A lengthy standoff ensued between police officers and protesters fronted by a wall of makeshift shields and bikes. Protesters engaged with one officer who defended the murder of Breonna Taylor and vocally admitted—shockingly and explicably—to being an accessory to rape. About ten minutes later, the bike cops lunged forward, using their batons to break demonstrators’ shields and assaulting the demonstrators themselves. The protesters strategically retreated, dragging trash barrels and other barricade material into the street behind them, effectively slowing the police line. An automated voiced blared over a vehicle-mounted loudspeaker: “Since you have refused to clear the roadway, you will be placed under arrest on the charge of disorderly conduct. If you do not cooperate and accompany the arresting officer to the prisoner transport vehicle, or, if you resist arrest, you may be charged with additional crimes.” The demonstrators replied by dragging more barricading material into the street. Multiple fires broke out in the city trash containers along the street.

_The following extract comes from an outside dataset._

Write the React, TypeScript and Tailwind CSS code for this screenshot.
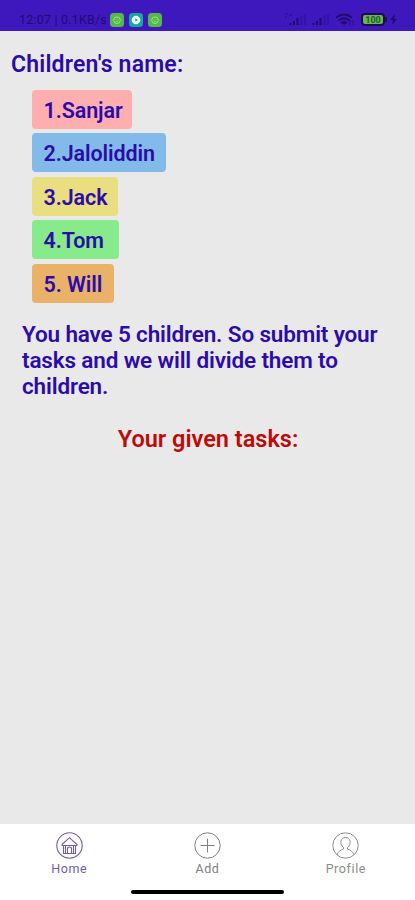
import React from 'react';

const children = [
    { label: '1.Sanjar', style: 'w-[100px] bg-[#ffaeb0]' },
    { label: '2.Jaloliddin', style: 'w-[134px] bg-[#82bbea]' },
    { label: '3.Jack', style: 'w-[86px] bg-[#e9df80]' },
    { label: '4.Tom', style: 'w-[87px] bg-[#87eb8b]' },
    { label: '5. Will', style: 'w-[81.5px] bg-[#eab268]' },
];

const AppBadge: React.FC<{ color: string; round?: boolean }> = ({ color, round }) => (
    <svg className="h-[14px] w-[14px]" viewBox="0 0 14 14" fill="none">
        <rect width="14" height="14" rx="3.5" fill={color} />
        {round ? (
            <>
                <circle cx="7" cy="7" r="4.3" fill="#e8fffb" />
                <path d="M6 5.2 9 7 6.5 8.6Z" fill={color} />
            </>
        ) : (
            <>
                <circle cx="7" cy="7.2" r="3.3" stroke="#9be58c" />
                <path d="M5.8 6.5v.5M8.2 6.5v.5M5.8 8.4h2.4" stroke="#9be58c" strokeWidth=".8" />
            </>
        )}
    </svg>
);

const StatusBar: React.FC = () => (
    <header className="flex h-[31px] items-end justify-between bg-[#3e18bc] pl-[19px] pr-[17px] pb-1 text-[#200b70]">
        <div className="flex items-center">
            <span className="w-[91px] whitespace-nowrap text-[12.5px] leading-[15px] tracking-[0.2px]">12:07 | 0.1KB/s</span>
            <div className="flex gap-[5px]">
                <AppBadge color="#54b947" />
                <AppBadge color="#14a99d" round />
                <AppBadge color="#54b947" />
            </div>
        </div>
        <svg className="h-4 w-[115px]" viewBox="0 0 115 16" fill="none">
            <path d="M2 3h3M2 6h2M6 4h3" stroke="#2a0c8c" strokeWidth="1.2" />
            <path d="M7.5 14v-2M11 14v-4M14.5 14V7M30.5 14v-2M34 14v-4M37.5 14V7" stroke="#200b70" strokeWidth="2" />
            <path d="M18.5 14V4M22 14V3M41.5 14V4M45 14V3" stroke="#3211a0" strokeWidth="1.5" />
            <path d="M53 6.5q8-6 16 0M55.5 9.5q5.5-4.5 11 0M58 12q3-2.5 6 0" stroke="#200b70" strokeWidth="2" />
            <path d="m59 12 2 2 2-2Z" fill="#200b70" />
            <path d="M67 9v5M70 14v-5" stroke="#2a0c8c" />
            <rect x="79" y="3" width="22" height="11" rx="3" fill="#63b94c" stroke="#1c0d53" strokeWidth="2" />
            <path d="M103 6v5" stroke="#1c0d53" strokeWidth="1.8" />
            <text x="90" y="11.7" textAnchor="middle" fontSize="9" fontWeight="700" fill="#235b36">100</text>
            <path d="m112 3-5 6h3l-1 5 5-6h-3Z" fill="#200b70" />
        </svg>
    </header>
);

const HomeIcon: React.FC = () => (
    <svg className="h-[27px] w-[27px]" viewBox="0 0 27 27" fill="none" stroke="currentColor" strokeWidth="1.1">
        <circle cx="13.5" cy="13.5" r="12.7" />
        <path d="m6 12.5 7.5-6.8 7.5 6.8v1H6z" />
        <path d="M7.5 13.5v8h12v-8M11.5 21.5V16q2-2 4 0v5.5M9.5 14v7.5M17.5 14v7.5" />
    </svg>
);

const AddIcon: React.FC = () => (
    <svg className="h-[27px] w-[27px]" viewBox="0 0 27 27" fill="none" stroke="currentColor" strokeWidth="1">
        <circle cx="13.5" cy="13.5" r="12.7" />
        <path d="M13.5 6.5v14M6.5 13.5h14" />
    </svg>
);

const ProfileIcon: React.FC = () => (
    <svg className="h-[27px] w-[27px]" viewBox="0 0 27 27" fill="none" stroke="currentColor" strokeWidth="1">
        <circle cx="13.5" cy="13.5" r="12.7" />
        <path d="M11.5 15.5C7 12 8.5 5.5 13.5 5.5s6.500 6.500 2 10V17c3 1 5.500 2.500 6.500 6M11.500 15.500V17c-3 1-5.500 2.500-6.500 6" />
    </svg>
);

const BottomNav: React.FC = () => (
    <footer className="flex h-[76px] flex-col items-center bg-white">
        <nav className="grid w-full grid-cols-3 text-[12.5px] leading-[15px] tracking-[0.6px]">
            <div className="flex flex-col items-center pt-2 text-[#6f5cb5]">
                <HomeIcon />
                <span className="mt-[2px]">Home</span>
            </div>
            <div className="flex flex-col items-center pt-2 text-[#808080]">
                <AddIcon />
                <span className="mt-[2px]">Add</span>
            </div>
            <div className="flex flex-col items-center pt-2 text-[#8c8c8c]">
                <ProfileIcon />
                <span className="mt-[2px]">Profile</span>
            </div>
        </nav>
        <div className="mt-[14px] h-1 w-[153px] rounded-full bg-black" />
    </footer>
);

const App: React.FC = () => {
    return (
        <div className="flex h-[900px] w-[415px] flex-col bg-[#e9e9e9] font-[Roboto,sans-serif]">
            <StatusBar />
            <main className="flex-1 font-semibold text-[#2b0cab]">
                <h1 className="ml-[11px] pt-5 text-[23px] leading-7 tracking-[0.2px]">Children's name:</h1>
                <ul className="mt-[10.5px] ml-8 flex flex-col gap-[4.5px]">
                    {children.map((child) => (
                        <li
                            key={child.label}
                            className={`${child.style} flex h-[39px] items-center rounded-[4px] pt-1 pl-[11.5px] text-[21.5px] tracking-[-0.1px] whitespace-nowrap`}
                        >
                            {child.label}
                        </li>
                    ))}
                </ul>
                <p className="mt-[18.5px] ml-[22px] w-[370px] text-[22.5px] leading-[26px] tracking-[-0.15px]">
                    You have 5 children. So submit your tasks and we will divide them to children.
                </p>
                <h2 className="mt-[25.5px] pl-[1px] text-center text-[23.5px] leading-7 text-[#bd0b09]">Your given tasks:</h2>
            </main>
            <BottomNav />
        </div>
    );
};

export default App;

Officers then rushed the crowd that was on the sidewalk—screaming “get on the sidewalk!”—and violently pushed demonstrators to the pavement as others ran onto 5th Avenue. Two officers hurtling down the street on their bicycles managed to grab someone between 4th and 5th Avenues. The remaining protesters pulled together into one unit on 5th.
The counter-protesters succeeded in everything they came to do. They blocked the “Back the Blue” march and sent the supporters of police away in disarray, transforming the pro-police demonstration into a fierce anti-police action. The assaults that both the NYPD and their civilian fan base carried out on Sunday illustrate exactly why we continue to fight.